Do we have models whose lives are full of opportunities, for whom contingent encounters are fortunate? One such model that Benjamin describes as a ‘genius of failure’ is Charlie Chaplin. A scene from Chaplin’s film Modern Times (1936) can serve as an example of the kind of fit that is wholly a matter of situation, of occasion, of the opportune moment: Chaplin walks along a city road when a red flag signalling a protruding load falls off a passing truck to the ground. Chaplin picks up the flag and follows the truck, waving it to catch the driver’s attention. As he advances, a demonstration of workers turns a corner and aligns itself just behind him, so that, as he waves the red flag, he appears to the police as the leader of the protest and is arrested. The tramp is transformed into a leader.
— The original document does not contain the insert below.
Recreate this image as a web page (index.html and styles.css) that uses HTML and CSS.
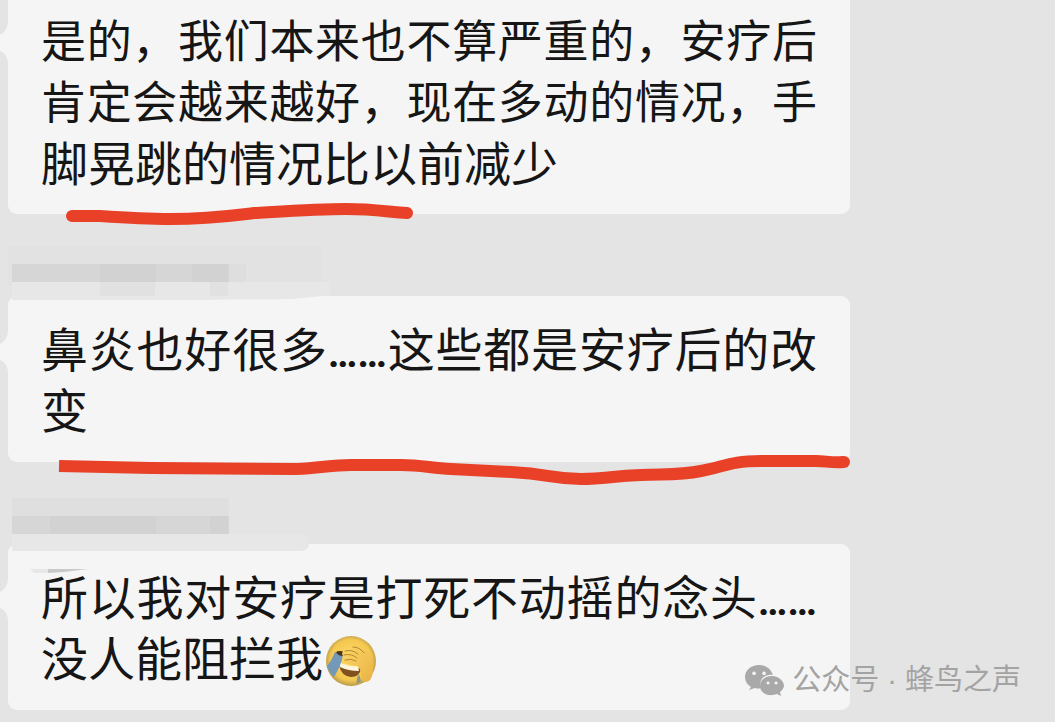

Now, one might argue, with good justification, that this is not quite to be counted as success in the world. Chaplin’s comic fortune will land him in jail. It is therefore all the more important to clarify the distinction between achievement and fortunate existence over and above the opposition of success and failure. Chaplin is a tramp, that is, he lives wholly outside. He does not have a complex inner world or psychology. And his trajectory in the world has little to do with willpower, planning, weighing, reflection and decision. He is a simpleton, with a simple and unchanging character. Chaplin is a consistent mismatch with any circumstance in which he happens to find himself; he is out of line with every social world. But, therefore, he embodies a nobility of spirit: ‘the world fits him like a glove.’ Wherever he is, it is as though his surroundings are tailored to his character. Chaplin shows a life where there is a peculiar fit to the world, come what may, even in always failing. That this makes us double up in laughter, rather than bemoan his terrible fate, is what justifies Benjamin in calling Chaplin ‘the only angel of peace who is suited to this world.’